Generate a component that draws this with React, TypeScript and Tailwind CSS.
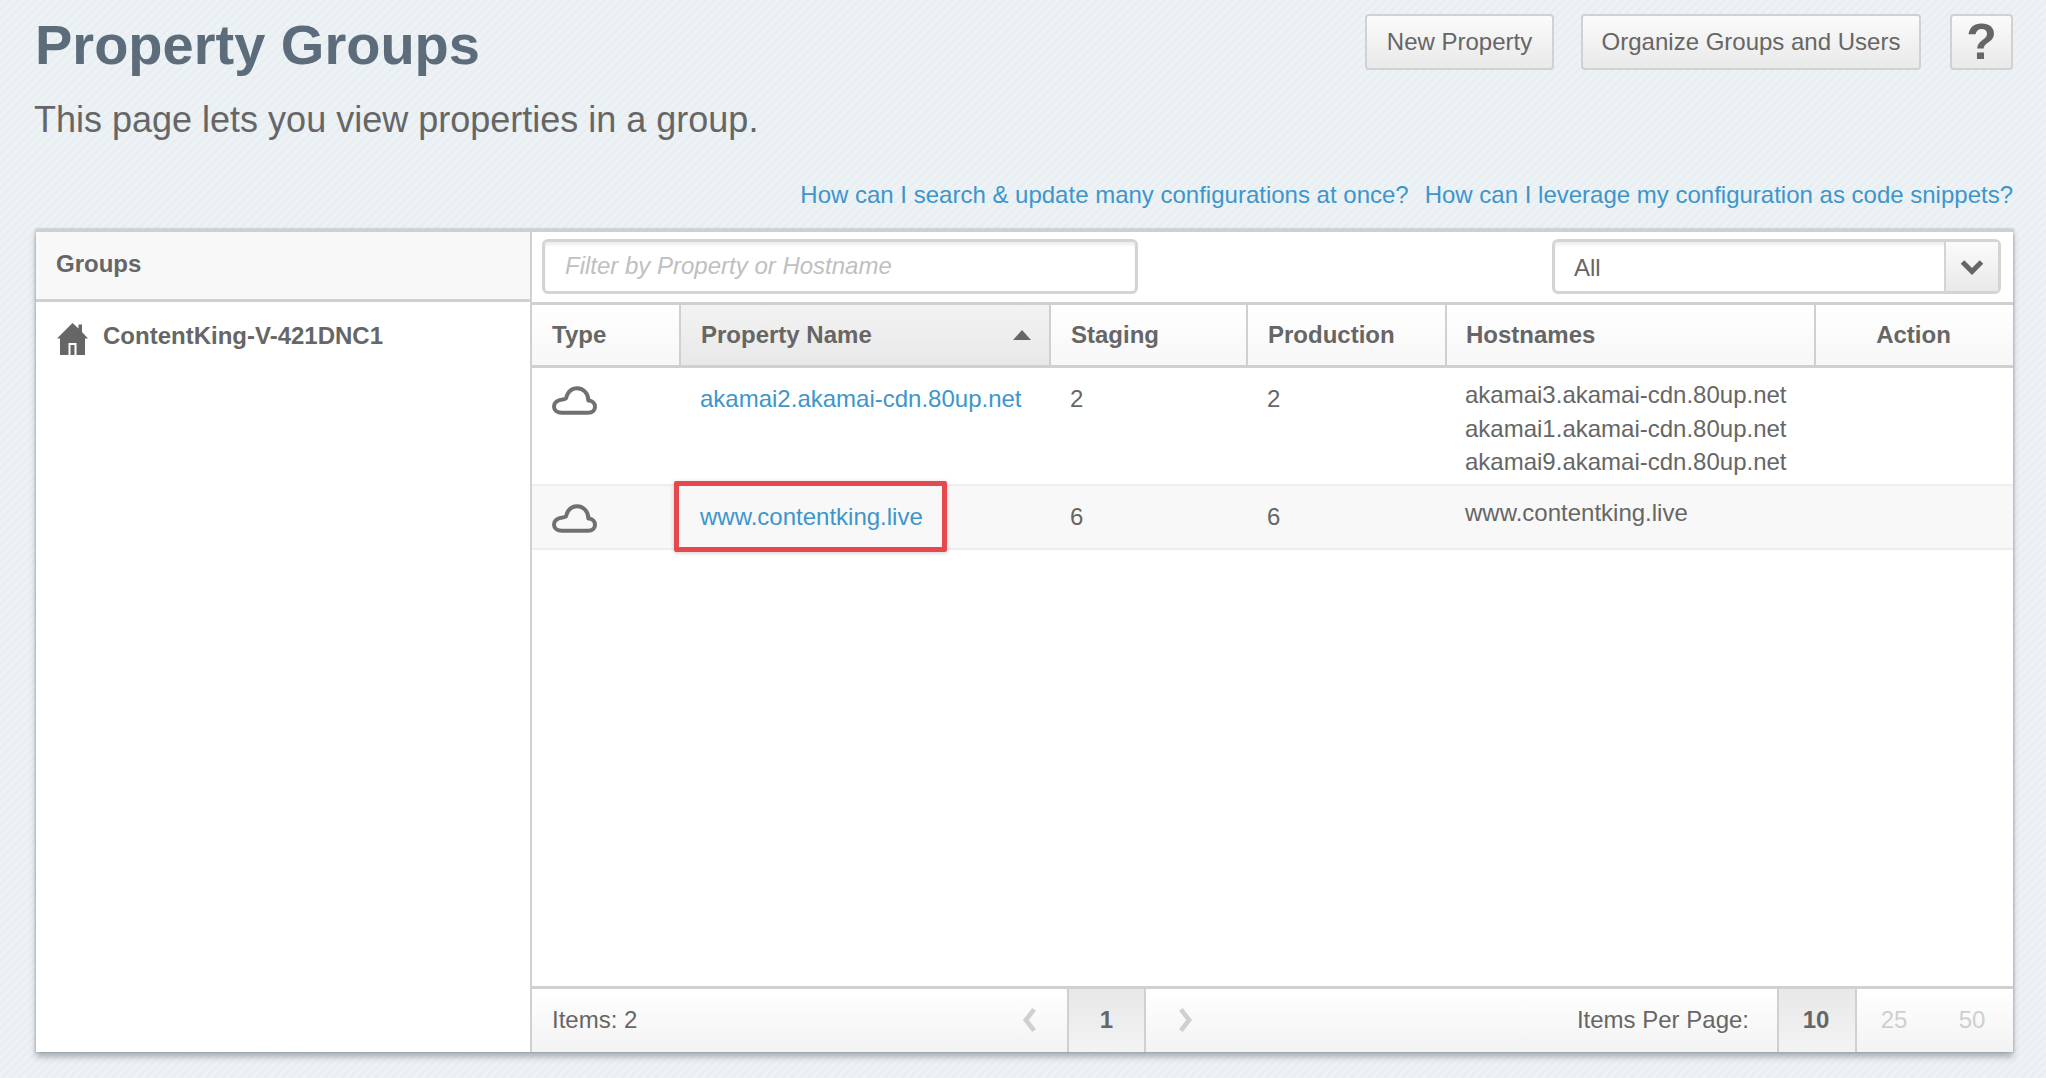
import React from "react";

const Cloud = () => (
  <svg width="45" height="29" viewBox="0 0 45 29" fill="none" stroke="#707070" strokeWidth="4" strokeLinejoin="round" className="block">
    <path d="M10 26.8 H36 C40.6 26.8 43 24.2 43 20.8 C43 17.2 40.4 14.8 36.4 14.6 C36.4 7.6 31.4 2.2 25.2 2.2 C20.6 2.2 17 4.6 15 9.2 C14 13 14 13 10.6 13.4 C5.2 14 2 16.8 2 20.4 C2 24.2 5 26.8 10 26.8 Z" />
  </svg>
);

const Home = () => (
  <svg width="31" height="32" viewBox="0 0 31 32" className="block" fill="#666">
    <path d="M15.5 0 L21.5 5.6 V1.5 H25 V9 L31 15.5 H28 V32 H19.5 V20 H11.5 V32 H3 V15.5 H0 Z" />
    <path d="M13.5 22 H17.5 V32 H13.5 Z" />
  </svg>
);

const Chevron = ({ dir, color, size = 15 }: { dir: "l" | "r" | "d"; color: string; size?: number }) => {
  if (dir === "d")
    return (
      <svg width="24" height="16" viewBox="0 0 24 16" fill="none" stroke={color} strokeWidth="5">
        <path d="M2.5 3 L12 12.5 L21.5 3" />
      </svg>
    );
  return (
    <svg width={size} height="24" viewBox="0 0 15 26" fill="none" stroke={color} strokeWidth="5">
      <path d={dir === "l" ? "M12.5 1.5 L3.5 13 L12.5 24.5" : "M2.5 1.5 L11.5 13 L2.5 24.5"} />
    </svg>
  );
};

const btn =
  "h-[56px] flex items-center justify-center rounded-[4px] border-2 border-[#cfd1d2] bg-gradient-to-b from-[#fbfbfb] to-[#e9e9e9] text-[24px] text-[#666]";

const th = "flex items-center border-r-2 border-[#d0d0d0] pl-[20px] font-bold";

export default function App() {
  return (
    <div className="h-[1078px] w-[2046px] overflow-hidden bg-[repeating-linear-gradient(135deg,#e8eef2_0px,#e8eef2_3px,#edf2f5_3px,#edf2f5_6px)] font-['Liberation_Sans',Arial,sans-serif] text-[24px] text-[#666]">
      <div className="flex h-[229px] flex-col pl-[35px] pr-[33px]">
        <div className="flex items-start justify-between">
          <div>
            <h1 className="pt-[11px] text-[56px] font-bold leading-[68px] text-[#5d6c7b]">Property Groups</h1>
            <p className="-ml-[1px] pt-[17px] text-[36px] leading-[48px]">This page lets you view properties in a group.</p>
          </div>
          <div className="flex gap-[29px] pt-[14px]">
            <div className={`${btn} -mr-[2px] w-[189px]`}>New Property</div>
            <div className={`${btn} w-[340px]`}>Organize Groups and Users</div>
            <div className={`${btn} w-[63px] text-[50px] font-bold`}>?</div>
          </div>
        </div>
        <div className="flex justify-end gap-[16px] pt-[35px] leading-[32px] text-[#3d96cb]">
          <span>How can I search &amp; update many configurations at once?</span>
          <span>How can I leverage my configuration as code snippets?</span>
        </div>
      </div>

      <div className="ml-[36px] flex h-[823px] w-[1977px] border-t-[3px] border-[#d0d0d0] bg-white shadow-[0_5px_6px_rgba(90,100,110,0.45),-1px_0_2px_rgba(90,100,110,0.25),1px_0_2px_rgba(90,100,110,0.25)]">
        <div className="flex w-[496px] shrink-0 flex-col border-r-2 border-[#d0d0d0]">
          <div className="flex h-[70px] items-center border-b-[3px] border-[#d0d0d0] bg-[#f8f8f8] pb-[3px] pl-[20px] font-bold">Groups</div>
          <div className="flex items-center gap-[15px] pl-[21px] pt-[19px] font-bold">
            <Home />
            <span className="-translate-y-[3px]">ContentKing-V-421DNC1</span>
          </div>
        </div>

        <div className="flex min-w-0 flex-1 flex-col">
          <div className="flex h-[70px] items-start justify-between pl-[10px] pr-[12px] pt-[7px]">
            <div className="flex h-[55px] w-[596px] items-center rounded-[6px] border-[3px] border-[#d4d4d4] pb-[2px] pl-[20px] italic text-[#c0c0c0] shadow-[inset_0_3px_3px_rgba(0,0,0,0.07)]">
              Filter by Property or Hostname
            </div>
            <div className="flex h-[55px] w-[449px] rounded-[6px] border-[3px] border-[#d4d4d4] shadow-[inset_0_3px_3px_rgba(0,0,0,0.07)]">
              <div className="flex flex-1 items-center pl-[19px] pt-[2px]">All</div>
              <div className="flex w-[54px] items-center justify-center border-l-2 border-[#d4d4d4] bg-gradient-to-b from-[#fbfbfb] to-[#e9e9e9]">
                <Chevron dir="d" color="#666" />
              </div>
            </div>
          </div>

          <div className="grid h-[66px] grid-cols-[149px_370px_197px_199px_369px_1fr] border-y-[3px] border-[#d0d0d0] bg-gradient-to-b from-white to-[#f7f7f7]">
            <div className={th}>Type</div>
            <div className={`${th} justify-between bg-gradient-to-b from-[#f3f3f3] to-[#e8e8e8] pr-[18px]`}>
              Property Name
              <svg width="18" height="10" viewBox="0 0 18 10" fill="#666"><path d="M9 0 L18 10 H0 Z" /></svg>
            </div>
            <div className={th}>Staging</div>
            <div className={th}>Production</div>
            <div className="flex items-center border-r-2 border-[#d0d0d0] pl-[19px] font-bold">Hostnames</div>
            <div className="flex items-center justify-center pr-[2px] font-bold">Action</div>
          </div>

          <div className="grid h-[118px] grid-cols-[149px_370px_197px_199px_369px_1fr] border-b-2 border-[#eeeeee]">
            <div className="pl-[20px] pt-[18px]"><Cloud /></div>
            <div className="pl-[19px] pt-[14px] leading-[33px] text-[#3d96cb]">akamai2.akamai-cdn.80up.net</div>
            <div className="pl-[19px] pt-[14px] leading-[33px]">2</div>
            <div className="pl-[19px] pt-[14px] leading-[33px]">2</div>
            <div className="pl-[18px] pt-[10px] leading-[33.5px]">
              <div>akamai3.akamai-cdn.80up.net</div>
              <div>akamai1.akamai-cdn.80up.net</div>
              <div>akamai9.akamai-cdn.80up.net</div>
            </div>
            <div />
          </div>

          <div className="grid h-[64px] grid-cols-[149px_370px_197px_199px_369px_1fr] border-b-2 border-[#eeeeee] bg-[#f8f8f8]">
            <div className="pl-[20px] pt-[18px]"><Cloud /></div>
            <div className="relative pl-[19px] pt-[14px] leading-[33px] text-[#3d96cb]">
              www.contentking.live
              <div className="absolute left-[-7px] top-[-5px] h-[71px] w-[273px] rounded-[2px] border-[5px] border-[#e5484d] shadow-[0_1px_4px_rgba(0,0,0,0.2)]" />
            </div>
            <div className="pl-[19px] pt-[14px] leading-[33px]">6</div>
            <div className="pl-[19px] pt-[14px] leading-[33px]">6</div>
            <div className="pl-[18px] pt-[10px] leading-[33px]">www.contentking.live</div>
            <div />
          </div>

          <div className="flex-1" />

          <div className="flex h-[66px] items-stretch border-t-[3px] border-[#d0d0d0] bg-gradient-to-b from-white to-[#f3f3f3] pb-[2px]">
            <div className="flex w-[535px] items-center pl-[20px]">
              <span className="flex-1">Items: 2</span>
              <span className="flex pr-[30px]"><Chevron dir="l" color="#cfcfcf" /></span>
            </div>
            <div className="-mb-[2px] flex w-[79px] items-center justify-center border-x-2 border-[#d0d0d0] bg-gradient-to-b from-[#e8e8e8] to-[#f3f3f3] pb-[2px] font-bold">1</div>
            <div className="flex w-[78px] items-center justify-center"><Chevron dir="r" color="#cfcfcf" /></div>
            <div className="flex flex-1 items-center justify-end pr-[28px]">Items Per Page:</div>
            <div className="-mb-[2px] flex w-[80px] items-center justify-center border-x-2 border-[#d0d0d0] bg-gradient-to-b from-[#e8e8e8] to-[#f3f3f3] pb-[2px] pr-[2px] font-bold">10</div>
            <div className="flex w-[74px] items-center justify-center text-[#cfcfcf]">25</div>
            <div className="flex w-[82px] items-center justify-center text-[#cfcfcf]">50</div>
          </div>
        </div>
      </div>
    </div>
  );
}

# Work required
Write out, word for word, the lines from the start of the data through the one holding "import React from". Omit pictures.

# Answer in full
Generate a component that draws this with React, TypeScript and Tailwind CSS.
import React from "react";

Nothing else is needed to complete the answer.